Web page code records:
++++++++++++++++++++

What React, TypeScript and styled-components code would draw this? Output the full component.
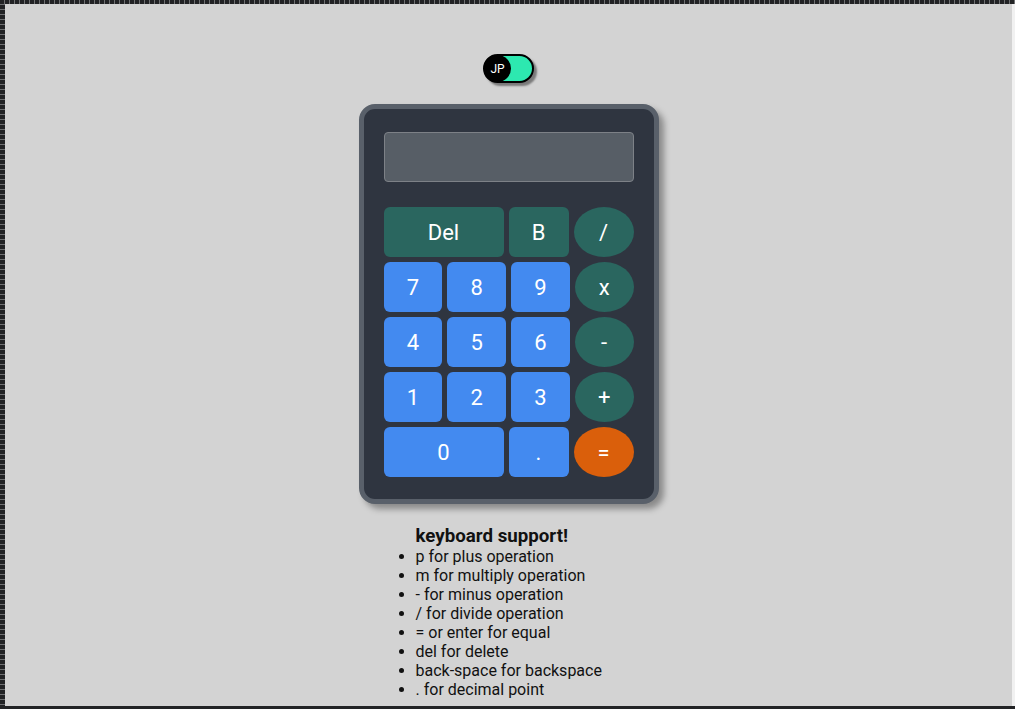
import React from "react";
import styled, { createGlobalStyle } from "styled-components";

const Global = createGlobalStyle`
  html, body { margin: 0; padding: 0; }
  body { background: #d3d3d3; font-family: Roboto, "Liberation Sans", Arial, sans-serif; }
  * { box-sizing: border-box; }
`;

const Page = styled.div`
  min-height: 709px;
  padding: 4px 3px 3px 5px;
  background-color: #d3d3d3;
  background-image:
    repeating-linear-gradient(90deg, #222325 0 4px, #6f7072 4px 5px),
    repeating-linear-gradient(180deg, #222325 0 4px, #6f7072 4px 5px),
    linear-gradient(#222325, #222325),
    linear-gradient(#f1f1f1, #f1f1f1);
  background-size: 100% 4px, 5px 100%, 100% 3px, 3px 100%;
  background-position: top left, top left, bottom left, top right;
  background-repeat: no-repeat;
  display: flex;
  flex-direction: column;
  align-items: center;
`;

const Switch = styled.div`
  margin-top: 50px;
  width: 51px;
  height: 29px;
  border-radius: 15px;
  border: 2px solid #000;
  background: #2de8b0;
  box-shadow: 3px 3px 2px #7a7a7a;
  display: flex;
  align-items: center;
`;

const Knob = styled.span`
  width: 27px;
  height: 27px;
  margin-left: -1px;
  border-radius: 50%;
  background: #000;
  color: #fff;
  font-size: 12px;
  display: flex;
  align-items: center;
  justify-content: center;
`;

const Calc = styled.div`
  margin-top: 21px;
  width: 300px;
  border: 5px solid #59606a;
  border-radius: 16px;
  background: #2f3540;
  padding: 23px 20px 22px;
  box-shadow: 5px 5px 6px rgba(0, 0, 0, 0.35);
  display: flex;
  flex-direction: column;
`;

const Display = styled.div`
  height: 50px;
  background: #575e66;
  border: 1px solid #7d8187;
  border-radius: 4px;
  margin-bottom: 25px;
`;

const Keys = styled.div`
  display: flex;
  flex-direction: column;
  gap: 5px;
`;

const Row = styled.div`
  display: flex;
  gap: 5px;
`;

type Kind = "num" | "fn" | "op" | "eq";
const bg: Record<Kind, string> = {
  num: "#438af0",
  fn: "#2a665f",
  op: "#2a665f",
  eq: "#da5f0b",
};

const Key = styled.button<{ $kind: Kind; $w?: number }>`
  height: 50px;
  ${(p) => (p.$w ? `width: ${p.$w}px; flex: none;` : "flex: 1;")}
  border: none;
  border-radius: ${(p) => (p.$kind === "op" || p.$kind === "eq" ? "50%" : "6px")};
  background: ${(p) => bg[p.$kind]};
  color: #fff;
  font-family: Roboto, "Liberation Sans", Arial, sans-serif;
  font-size: 22px;
  padding: 0;
  display: flex;
  align-items: center;
  justify-content: center;
`;

const Help = styled.div`
  margin-top: 21px;
  width: 266px;
  color: #111;
`;

const Title = styled.div`
  padding-left: 40px;
  font-weight: 700;
  font-size: 18.72px;
  line-height: 22px;
`;

const List = styled.ul`
  margin: 0;
  padding-left: 40px;
  font-size: 16px;
  line-height: 19px;
`;

const items = [
  "p for plus operation",
  "m for multiply operation",
  "- for minus operation",
  "/ for divide operation",
  "= or enter for equal",
  "del for delete",
  "back-space for backspace",
  ". for decimal point",
];

export default function App() {
  return (
    <>
      <Global />
      <Page>
        <Switch>
          <Knob>JP</Knob>
        </Switch>
        <Calc>
          <Display />
          <Keys>
            <Row>
              <Key $kind="fn" $w={120}>Del</Key>
              <Key $kind="fn" $w={60}>B</Key>
              <Key $kind="op" $w={60}>/</Key>
            </Row>
            <Row>
              <Key $kind="num">7</Key>
              <Key $kind="num">8</Key>
              <Key $kind="num">9</Key>
              <Key $kind="op">x</Key>
            </Row>
            <Row>
              <Key $kind="num">4</Key>
              <Key $kind="num">5</Key>
              <Key $kind="num">6</Key>
              <Key $kind="op">-</Key>
            </Row>
            <Row>
              <Key $kind="num">1</Key>
              <Key $kind="num">2</Key>
              <Key $kind="num">3</Key>
              <Key $kind="op">+</Key>
            </Row>
            <Row>
              <Key $kind="num" $w={120}>0</Key>
              <Key $kind="num" $w={60}>.</Key>
              <Key $kind="eq" $w={60}>=</Key>
            </Row>
          </Keys>
        </Calc>
        <Help>
          <Title>keyboard support!</Title>
          <List>
            {items.map((t) => (
              <li key={t}>{t}</li>
            ))}
          </List>
        </Help>
      </Page>
    </>
  );
}
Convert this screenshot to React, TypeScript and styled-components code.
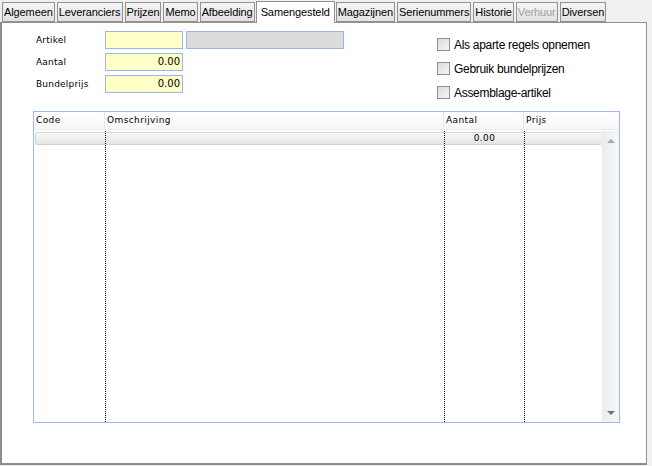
import React from 'react';
import styled, {createGlobalStyle} from 'styled-components';

const GlobalStyle = createGlobalStyle`
    html, body {
        margin: 0;
        padding: 0;
        background: #f0f0f0;
    }
    body {
        font-family: "Liberation Sans", Arial, sans-serif;
    }
`;

const tabs = ['Algemeen', 'Leveranciers', 'Prijzen', 'Memo', 'Afbeelding', 'Samengesteld', 'Magazijnen', 'Serienummers', 'Historie', 'Verhuur', 'Diversen'];
const activeTab = 'Samengesteld';
const disabledTabs = ['Verhuur'];

const fields = [
    {label: 'Artikel', value: '', extra: true},
    {label: 'Aantal', value: '0.00', extra: false},
    {label: 'Bundelprijs', value: '0.00', extra: false},
];

const options = ['Als aparte regels opnemen', 'Gebruik bundelprijzen', 'Assemblage-artikel'];

const columns = [
    {title: 'Code', width: 71, value: ''},
    {title: 'Omschrijving', width: 339, value: ''},
    {title: 'Aantal', width: 80, value: '0.00'},
    {title: 'Prijs', width: 78, value: ''},
];

const App: React.FunctionComponent = () => {
    return (
        <>
            <GlobalStyle/>
            <Window>
                <TabBar>
                    {tabs.map(tab => (
                        <Tab key={tab} $active={tab === activeTab} $disabled={disabledTabs.includes(tab)}>{tab}</Tab>
                    ))}
                </TabBar>
                <Panel>
                    <FormArea>
                        <Fields>
                            {fields.map(field => (
                                <FieldRow key={field.label}>
                                    <Label>{field.label}</Label>
                                    <Input $align={field.value ? 'right' : 'left'}>{field.value}</Input>
                                    {field.extra && <ReadOnlyInput/>}
                                </FieldRow>
                            ))}
                        </Fields>
                        <Options>
                            {options.map(option => (
                                <Option key={option}>
                                    <CheckBox/>
                                    <span>{option}</span>
                                </Option>
                            ))}
                        </Options>
                    </FormArea>
                    <Grid>
                        <HeaderRow>
                            {columns.map((column, index) => (
                                <HeaderCell key={column.title} style={{width: column.width}} $last={index === columns.length - 1}>{column.title}</HeaderCell>
                            ))}
                            <HeaderFiller/>
                        </HeaderRow>
                        <Body>
                            {columns.map((column, index) => (
                                <Column key={column.title} style={{width: column.width}} $first={index === 0}>
                                    <RowCell $first={index === 0} $last={index === columns.length - 1}>{column.value}</RowCell>
                                </Column>
                            ))}
                            <ScrollBar>
                                <Arrow $up/>
                                <Arrow $up={false}/>
                            </ScrollBar>
                        </Body>
                    </Grid>
                </Panel>
            </Window>
        </>
    );
}

const Window = styled.div`
    width: 652px;
    height: 466px;
    background: #f0f0f0;
    display: flex;
    flex-direction: column;
    overflow: hidden;
`;

const TabBar = styled.div`
    display: flex;
    align-items: flex-end;
    height: 23px;
    padding-left: 2px;
    position: relative;
    z-index: 1;
`;

const Tab = styled.div<{$active: boolean; $disabled: boolean}>`
    box-sizing: border-box;
    height: ${props => props.$active ? '22px' : '20px'};
    padding: ${props => props.$active ? '3px 4px 0 4px' : '2px 1px 0 1px'};
    margin: ${props => props.$active ? '0 1px 0 -1px' : '0 2px 1px 0'};
    border: 1px solid #919191;
    border-bottom: ${props => props.$active ? 'none' : '1px solid #919191'};
    background: ${props => props.$active ? '#ffffff' : 'linear-gradient(#f4f4f4, #e2e2e2)'};
    color: ${props => props.$disabled ? '#a0a0a0' : '#000000'};
    font-size: 11px;
    letter-spacing: -0.1px;
    line-height: 15px;
    white-space: nowrap;
`;

const Panel = styled.div`
    box-sizing: border-box;
    width: 647px;
    height: 443px;
    margin-top: -1px;
    background: #ffffff;
    border: 1px solid #919191;
    border-left: 2px solid #8c8c8c;
    border-bottom: 2px solid #8c8c8c;
    padding: 8px 0 0 31px;
`;

const FormArea = styled.div`
    display: flex;
    width: 587px;
    height: 62px;
`;

const Fields = styled.div`
    display: flex;
    flex-direction: column;
    gap: 4px;
    width: 404px;
`;

const FieldRow = styled.div`
    display: flex;
    align-items: center;
    height: 18px;
`;

const Label = styled.div`
    width: 72px;
    padding-left: 3px;
    box-sizing: border-box;
    font-family: "DejaVu Sans", sans-serif;
    font-size: 9px;
    letter-spacing: 0.2px;
    color: #000;
`;

const Input = styled.div<{$align: string}>`
    box-sizing: border-box;
    width: 78px;
    height: 18px;
    background: #ffffc8;
    border: 1px solid #9db6e8;
    font-family: "DejaVu Sans", sans-serif;
    font-size: 10px;
    line-height: 16px;
    text-align: ${props => props.$align};
    padding: 0 2px;
`;

const ReadOnlyInput = styled.div`
    box-sizing: border-box;
    width: 158px;
    height: 18px;
    margin-left: 3px;
    background: #dcdcdc;
    border: 1px solid #9db6e8;
`;

const Options = styled.div`
    display: flex;
    flex-direction: column;
    gap: 11px;
    padding-top: 7px;
`;

const Option = styled.label`
    display: flex;
    align-items: center;
    gap: 4px;
    height: 13px;
    font-size: 12px;
    letter-spacing: -0.3px;
    color: #000;
`;

const CheckBox = styled.span`
    box-sizing: border-box;
    width: 13px;
    height: 13px;
    border: 1px solid #8e8f8f;
    background: linear-gradient(135deg, #dcdcdc, #f6f6f6);
`;

const Grid = styled.div`
    box-sizing: border-box;
    width: 587px;
    height: 312px;
    margin-top: 18px;
    border: 1px solid #9bb9ef;
    display: flex;
    flex-direction: column;
`;

const HeaderRow = styled.div`
    display: flex;
    height: 17px;
    background: linear-gradient(#ffffff, #f6f6f6);
    border-bottom: 1px solid #ececec;
`;

const HeaderCell = styled.div<{$last: boolean}>`
    box-sizing: border-box;
    padding: 3px 0 0 2px;
    border-right: ${props => props.$last ? 'none' : '1px solid #e6e6e6'};
    font-family: "DejaVu Sans", sans-serif;
    font-size: 9px;
    letter-spacing: 0.4px;
    color: #000;
`;

const HeaderFiller = styled.div`
    flex: 1;
`;

const Body = styled.div`
    flex: 1;
    display: flex;
    padding-top: 1px;
`;

const Column = styled.div<{$first: boolean}>`
    box-sizing: border-box;
    border-left: ${props => props.$first ? 'none' : '1px dotted #000'};
    padding-top: 1px;
`;

const RowCell = styled.div<{$first: boolean; $last: boolean}>`
    box-sizing: border-box;
    height: 13px;
    margin-left: ${props => props.$first ? '1px' : '0'};
    background: linear-gradient(#f8f8f8, #e4e4e4);
    border-top: 1px solid #d6d6d6;
    border-bottom: 1px solid #d0d0d0;
    border-left: ${props => props.$first ? '1px solid #d0d0d0' : 'none'};
    border-radius: ${props => props.$first ? '3px 0 0 3px' : props.$last ? '0 3px 3px 0' : '0'};
    font-family: "DejaVu Sans", sans-serif;
    font-size: 9px;
    line-height: 11px;
    text-align: center;
    letter-spacing: 0.4px;
`;

const ScrollBar = styled.div`
    flex: 1;
    background: linear-gradient(90deg, #ececec, #f6f6f6);
    display: flex;
    flex-direction: column;
    justify-content: space-between;
    align-items: center;
    padding: 8px 0 7px;
`;

const Arrow = styled.div<{$up: boolean}>`
    width: 0;
    height: 0;
    border-left: 4px solid transparent;
    border-right: 4px solid transparent;
    border-bottom: ${props => props.$up ? '4px solid #a8a8a8' : 'none'};
    border-top: ${props => props.$up ? 'none' : '4px solid #707070'};
`;

export default App;
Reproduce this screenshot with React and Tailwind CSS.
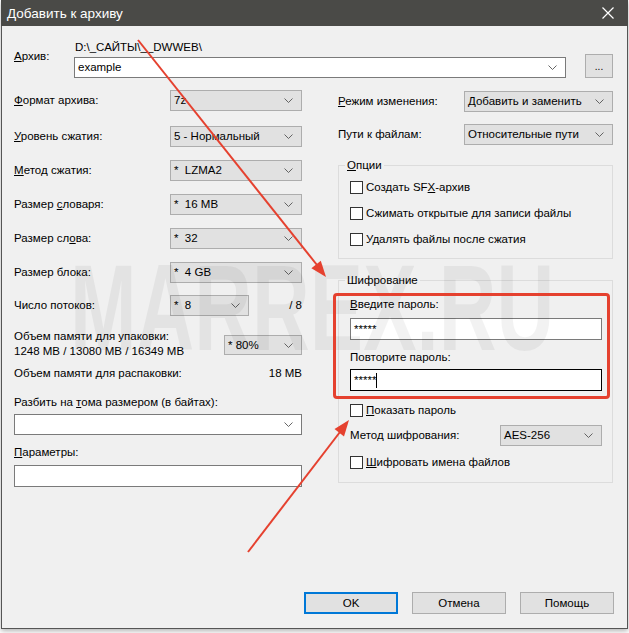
import React from 'react';

const Chevron = () => (
  <svg width="9" height="5" viewBox="0 0 9 5" className="shrink-0">
    <polyline points="0.5,0.5 4.5,4.5 8.5,0.5" fill="none" stroke="#555" strokeWidth="0.9" />
  </svg>
);

// gray read-only style combobox
const Combo = ({ value, className = '' }) => (
  <div
    className={`flex items-center justify-between h-[21px] pl-[3px] pr-[8px] bg-[#e1e1e1] border border-[#adadad] whitespace-pre ${className}`}
  >
    <span>{value}</span>
    <Chevron />
  </div>
);

// white editable combobox
const EditCombo = ({ value = '', className = '' }) => (
  <div
    className={`flex items-center justify-between h-[21px] pl-[3px] pr-[8px] bg-white border border-[#7a7a7a] ${className}`}
  >
    <span>{value}</span>
    <Chevron />
  </div>
);

const Checkbox = ({ children, className = '' }) => (
  <div className={`flex items-center h-[15px] ml-[11px] ${className}`}>
    <div className="w-[13px] h-[13px] bg-white border border-[#333]" />
    <span className="ml-[3px]">{children}</span>
  </div>
);

const Row = ({ label, value, className = '' }) => (
  <div className={`flex items-center justify-between h-[21px] ${className}`}>
    <span>{label}</span>
    <Combo value={value} className="w-[132px]" />
  </div>
);

const Button = ({ children, primary }) => (
  <div
    className={`flex items-center justify-center w-[94px] h-[22px] bg-[#e1e1e1] ${
      primary ? 'border-2 border-[#0078d7]' : 'border border-[#adadad]'
    }`}
  >
    {children}
  </div>
);

const App = () => {
  return (
    <div className="relative w-[629px] h-[633px] bg-white font-['Liberation_Sans',Arial,sans-serif] text-[11.5px] leading-[15px] text-black overflow-hidden">
      <div className="ml-[1px] w-[627px] h-[629px] flex flex-col bg-[#f0f0f0] border border-[#555] shadow-[0_2px_5px_rgba(0,0,0,0.3)]">
        {/* title bar */}
        <div className="flex items-center justify-between h-[26px] -mx-[1px] -mt-[1px] pl-[6px] pr-[14px] bg-[#4a4a47] text-white">
          <span className="text-[13.5px]">Добавить к архиву</span>
          <svg width="12" height="12" viewBox="0 0 12 12">
            <path d="M0.5 0.5 L11.5 11.5 M11.5 0.5 L0.5 11.5" stroke="#fff" strokeWidth="1.2" />
          </svg>
        </div>

        <div className="flex-1 flex flex-col pl-[12px] pr-[13px]">
          {/* archive */}
          <div className="flex mt-[14px]">
            <div className="w-[60px] pt-[9px]">
              <u>А</u>рхив:
            </div>
            <div className="flex flex-col">
              <div className="h-[14px] leading-[14px] pl-[1px]">{'D:\\_САЙТЫ\\__DWWEB\\'}</div>
              <div className="flex items-end">
                <EditCombo value="example" className="w-[492px]" />
                <div className="ml-[19px] w-[28px] h-[24px] flex items-center justify-center bg-[#e1e1e1] border border-[#adadad] text-[10px]">
                  ...
                </div>
              </div>
            </div>
          </div>

          <div className="flex mt-[12px]">
            {/* left column */}
            <div className="w-[288px] flex flex-col">
              <Row label={<><u>Ф</u>ормат архива:</>} value="7z" />
              <Row label={<><u>У</u>ровень сжатия:</>} value="5 - Нормальный" className="mt-[15px]" />
              <Row label={<><u>М</u>етод сжатия:</>} value="*  LZMA2" className="mt-[13px]" />
              <Row label={<>Размер <u>с</u>ловаря:</>} value="*  16 MB" className="mt-[13px]" />
              <Row label={<>Размер сл<u>о</u>ва:</>} value="*  32" className="mt-[13px]" />
              <Row label="Размер блока:" value="*  4 GB" className="mt-[13px]" />
              <div className="flex items-center h-[21px] mt-[12px]">
                <span className="w-[156px]">Число потоков:</span>
                <Combo value="*  8" className="w-[79px]" />
                <span className="flex-1 text-right">/ 8</span>
              </div>
              <div className="flex items-start justify-between mt-[13px]">
                <div>
                  <div>Объем памяти для упаковки:</div>
                  <div>1248 MB / 13080 MB / 16349 MB</div>
                </div>
                <Combo value="* 80%" className="w-[78px] !h-[20px] mt-[6px]" />
              </div>
              <div className="flex justify-between mt-[7px]">
                <span>Объем памяти для распаковки:</span>
                <span>18 MB</span>
              </div>
              <div className="mt-[14px]">
                Разбить на <u>т</u>ома размером (в байтах):
              </div>
              <EditCombo className="mt-[4px]" />
              <div className="mt-[10px]">
                <u>П</u>араметры:
              </div>
              <div className="mt-[5px] h-[22px] bg-white border border-[#7a7a7a]" />
            </div>

            {/* right column */}
            <div className="ml-[36px] w-[275px] flex flex-col">
              <div className="flex items-center justify-between h-[21px] mt-[1px]">
                <span>
                  <u>Р</u>ежим изменения:
                </span>
                <Combo value="Добавить и заменить" className="w-[149px]" />
              </div>
              <div className="flex items-center justify-between h-[21px] mt-[12px]">
                <span>Пути к файлам:</span>
                <Combo value="Относительные пути" className="w-[149px]" />
              </div>

              <fieldset className="mt-[13px] border border-[#dcdcdc] pb-[11px]">
                <legend className="ml-[6px] px-[2px]">
                  <u>О</u>пции
                </legend>
                <Checkbox className="mt-[7px]">
                  Создать SF<u>X</u>-архив
                </Checkbox>
                <Checkbox className="mt-[11px]">Сжимать открытые для записи файлы</Checkbox>
                <Checkbox className="mt-[11px]">Удалять файлы после сжатия</Checkbox>
              </fieldset>

              <fieldset className="mt-[14px] border border-[#dcdcdc] pb-[12px]">
                <legend className="ml-[6px] px-[2px]">Шифрование</legend>
                <div className="ml-[11px] mt-[9px]">
                  <u>В</u>ведите пароль:
                </div>
                <div className="ml-[11px] mt-[6px] w-[252px] h-[22px] pl-[3px] bg-white border border-[#7a7a7a] leading-[20px]">
                  *****
                </div>
                <div className="ml-[11px] mt-[10px]">Повторите пароль:</div>
                <div className="ml-[11px] mt-[4px] w-[252px] h-[22px] pl-[3px] flex items-center bg-white border border-black">
                  <span>*****</span>
                  <span className="w-[1px] h-[15px] bg-black" />
                </div>
                <Checkbox className="mt-[12px]">
                  <u>П</u>оказать пароль
                </Checkbox>
                <div className="ml-[11px] mt-[7px] w-[252px] h-[21px] flex items-center justify-between">
                  <span>Метод шифрования:</span>
                  <Combo value="AES-256" className="w-[102px]" />
                </div>
                <Checkbox className="mt-[9px]">
                  <u>Ш</u>ифровать имена файлов
                </Checkbox>
              </fieldset>
            </div>
          </div>

          {/* buttons */}
          <div className="mt-auto mb-[14px] flex justify-end gap-[14px]">
            <Button primary>OK</Button>
            <Button>Отмена</Button>
            <Button>Помощь</Button>
          </div>
        </div>
      </div>

      {/* watermark */}
      <div className="absolute left-[70px] top-[246px] origin-left scale-x-[0.65] text-[123px] leading-none font-bold text-black/[0.05] whitespace-nowrap pointer-events-none">
        MARREX.RU
      </div>

      {/* annotation: red frame */}
      <div className="absolute left-[333px] top-[293px] w-[277px] h-[106px] border-[3px] border-[#e5412f] rounded-[4px] pointer-events-none" />

      {/* annotation: arrows */}
      <svg className="absolute inset-0 pointer-events-none" width="629" height="633" viewBox="0 0 629 633">
        <line x1="138" y1="40" x2="317" y2="265" stroke="#e5412f" strokeWidth="2" />
        <polygon points="326,277 311.4,268.2 320.8,260.7" fill="#e5412f" />
        <line x1="248" y1="552" x2="340" y2="432" stroke="#e5412f" strokeWidth="2" />
        <polygon points="349,420 344,436.4 334.5,429" fill="#e5412f" />
      </svg>
    </div>
  );
};

export default App;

++++++++++++++++++++

• **Set task**: Make an exact copy of the lines from the one containing "Convert this screenshot" to the one containing "const options = ['Als", keeping both and leaving out every picture.

• **Finished answer**:
Convert this screenshot to React, TypeScript and styled-components code.
import React from 'react';
import styled, {createGlobalStyle} from 'styled-components';

const GlobalStyle = createGlobalStyle`
    html, body {
        margin: 0;
        padding: 0;
        background: #f0f0f0;
    }
    body {
        font-family: "Liberation Sans", Arial, sans-serif;
    }
`;

const tabs = ['Algemeen', 'Leveranciers', 'Prijzen', 'Memo', 'Afbeelding', 'Samengesteld', 'Magazijnen', 'Serienummers', 'Historie', 'Verhuur', 'Diversen'];
const activeTab = 'Samengesteld';
const disabledTabs = ['Verhuur'];

const fields = [
    {label: 'Artikel', value: '', extra: true},
    {label: 'Aantal', value: '0.00', extra: false},
    {label: 'Bundelprijs', value: '0.00', extra: false},
];

const options = ['Als aparte regels opnemen', 'Gebruik bundelprijzen', 'Assemblage-artikel'];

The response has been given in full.